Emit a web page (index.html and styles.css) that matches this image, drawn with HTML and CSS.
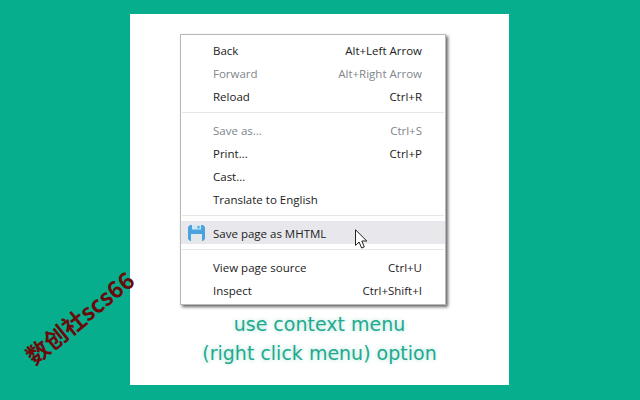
FILE: index.html
```html
<!DOCTYPE html>
<html lang="en">
<head>
<meta charset="utf-8">
<title>Save page as MHTML</title>
<link rel="stylesheet" href="styles.css">
</head>
<body>
<div class="watermark">数创社scs66</div>
<main class="panel">
  <div class="menu">
    <div class="row"><span>Back</span><span>Alt+Left Arrow</span></div>
    <div class="row off"><span>Forward</span><span>Alt+Right Arrow</span></div>
    <div class="row"><span>Reload</span><span>Ctrl+R</span></div>
    <hr class="sep sep-a">
    <div class="row off"><span>Save as...</span><span>Ctrl+S</span></div>
    <div class="row"><span>Print...</span><span>Ctrl+P</span></div>
    <div class="row"><span>Cast...</span></div>
    <div class="row"><span>Translate to English</span></div>
    <hr class="sep sep-b">
    <div class="row hot">
      <svg class="disk" viewBox="0 0 17 16" aria-hidden="true">
        <path fill="#4aa3df" d="M2 0h13l2 2v12l-2 2H2l-2-2V2z"/>
        <rect x="4" y="0" width="9" height="4.5" fill="#cfe6f6"/>
        <rect x="9.5" y="1" width="2" height="2.5" fill="#4aa3df"/>
        <rect x="3" y="9" width="11" height="7" fill="#e3e7ea"/>
      </svg>
      <span>Save page as MHTML</span>
      <svg class="cursor" viewBox="0 0 13 21" aria-hidden="true">
        <path fill="#fff" stroke="#222" stroke-width="1" stroke-linejoin="round" d="M.5.8v15.6l3.6-3.4 2.5 6 2.7-1.1-2.5-5.9h5z"/>
      </svg>
    </div>
    <hr class="sep sep-c">
    <div class="row"><span>View page source</span><span>Ctrl+U</span></div>
    <div class="row"><span>Inspect</span><span>Ctrl+Shift+I</span></div>
  </div>
  <p class="caption">use context menu<br>(right click menu) option</p>
</main>
</body>
</html>
```
FILE: styles.css
```css
html, body { margin: 0; height: 400px; overflow: hidden; }
body { background: #06ae8e; font-family: "Open Sans", "Noto Sans", sans-serif; padding: 14px 0 0 130px; box-sizing: border-box; }
.panel { width: 379px; height: 371px; background: #fff; padding: 20px 0 0 50px; box-sizing: border-box; }
.menu { width: 266px; height: 271px; box-sizing: border-box; background: #fff; border: 1px solid #b9b9b9; box-shadow: 2px 2px 3px #666; padding-top: 4px; font-size: 11.5px; color: #222; }
.row { height: 23px; display: flex; justify-content: space-between; align-items: center; padding: 0 23px 0 32px; position: relative; }
.off { color: #80868b; }
.hot { background: #e8e8ec; justify-content: flex-start; padding-top: 2px; box-sizing: border-box; }
.disk { position: absolute; left: 7px; top: 4px; width: 17px; height: 16px; }
.cursor { position: absolute; left: 174px; top: 8px; width: 13px; height: 21px; }
.sep { border: 0; height: 1px; background: #e6e6e6; }
.sep-a { margin: 4px 1px 6px; }
.sep-b { margin: 4px 1px 5px; }
.sep-c { margin: 5px 1px 6px; }
.caption { margin: 5px 0 0 -50px; width: 379px; text-align: center; font-family: "DejaVu Sans", sans-serif; font-size: 19px; line-height: 29px; color: #1fa98e; text-shadow: 0 0 4px #a8e0d3; }
.watermark { position: absolute; left: 7px; top: 305px; width: 144px; text-align: center; font-family: "Noto Sans CJK SC", "DejaVu Sans", sans-serif; font-weight: 700; font-size: 23px; line-height: 24px; color: #6a0a0a; white-space: nowrap; transform: rotate(-39deg); }
```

┄┄┄┄┄┄

CHALLENGE –
The data above needs to be retyped exactly, with the images left out.

ANSWER FOR THIS EXERCISE –
Emit a web page (index.html and styles.css) that matches this image, drawn with HTML and CSS.
FILE: index.html
```html
<!DOCTYPE html>
<html lang="en">
<head>
<meta charset="utf-8">
<title>Save page as MHTML</title>
<link rel="stylesheet" href="styles.css">
</head>
<body>
<div class="watermark">数创社scs66</div>
<main class="panel">
  <div class="menu">
    <div class="row"><span>Back</span><span>Alt+Left Arrow</span></div>
    <div class="row off"><span>Forward</span><span>Alt+Right Arrow</span></div>
    <div class="row"><span>Reload</span><span>Ctrl+R</span></div>
    <hr class="sep sep-a">
    <div class="row off"><span>Save as...</span><span>Ctrl+S</span></div>
    <div class="row"><span>Print...</span><span>Ctrl+P</span></div>
    <div class="row"><span>Cast...</span></div>
    <div class="row"><span>Translate to English</span></div>
    <hr class="sep sep-b">
    <div class="row hot">
      <svg class="disk" viewBox="0 0 17 16" aria-hidden="true">
        <path fill="#4aa3df" d="M2 0h13l2 2v12l-2 2H2l-2-2V2z"/>
        <rect x="4" y="0" width="9" height="4.5" fill="#cfe6f6"/>
        <rect x="9.5" y="1" width="2" height="2.5" fill="#4aa3df"/>
        <rect x="3" y="9" width="11" height="7" fill="#e3e7ea"/>
      </svg>
      <span>Save page as MHTML</span>
      <svg class="cursor" viewBox="0 0 13 21" aria-hidden="true">
        <path fill="#fff" stroke="#222" stroke-width="1" stroke-linejoin="round" d="M.5.8v15.6l3.6-3.4 2.5 6 2.7-1.1-2.5-5.9h5z"/>
      </svg>
    </div>
    <hr class="sep sep-c">
    <div class="row"><span>View page source</span><span>Ctrl+U</span></div>
    <div class="row"><span>Inspect</span><span>Ctrl+Shift+I</span></div>
  </div>
  <p class="caption">use context menu<br>(right click menu) option</p>
</main>
</body>
</html>
```
FILE: styles.css
```css
html, body { margin: 0; height: 400px; overflow: hidden; }
body { background: #06ae8e; font-family: "Open Sans", "Noto Sans", sans-serif; padding: 14px 0 0 130px; box-sizing: border-box; }
.panel { width: 379px; height: 371px; background: #fff; padding: 20px 0 0 50px; box-sizing: border-box; }
.menu { width: 266px; height: 271px; box-sizing: border-box; background: #fff; border: 1px solid #b9b9b9; box-shadow: 2px 2px 3px #666; padding-top: 4px; font-size: 11.5px; color: #222; }
.row { height: 23px; display: flex; justify-content: space-between; align-items: center; padding: 0 23px 0 32px; position: relative; }
.off { color: #80868b; }
.hot { background: #e8e8ec; justify-content: flex-start; padding-top: 2px; box-sizing: border-box; }
.disk { position: absolute; left: 7px; top: 4px; width: 17px; height: 16px; }
.cursor { position: absolute; left: 174px; top: 8px; width: 13px; height: 21px; }
.sep { border: 0; height: 1px; background: #e6e6e6; }
.sep-a { margin: 4px 1px 6px; }
.sep-b { margin: 4px 1px 5px; }
.sep-c { margin: 5px 1px 6px; }
.caption { margin: 5px 0 0 -50px; width: 379px; text-align: center; font-family: "DejaVu Sans", sans-serif; font-size: 19px; line-height: 29px; color: #1fa98e; text-shadow: 0 0 4px #a8e0d3; }
.watermark { position: absolute; left: 7px; top: 305px; width: 144px; text-align: center; font-family: "Noto Sans CJK SC", "DejaVu Sans", sans-serif; font-weight: 700; font-size: 23px; line-height: 24px; color: #6a0a0a; white-space: nowrap; transform: rotate(-39deg); }
```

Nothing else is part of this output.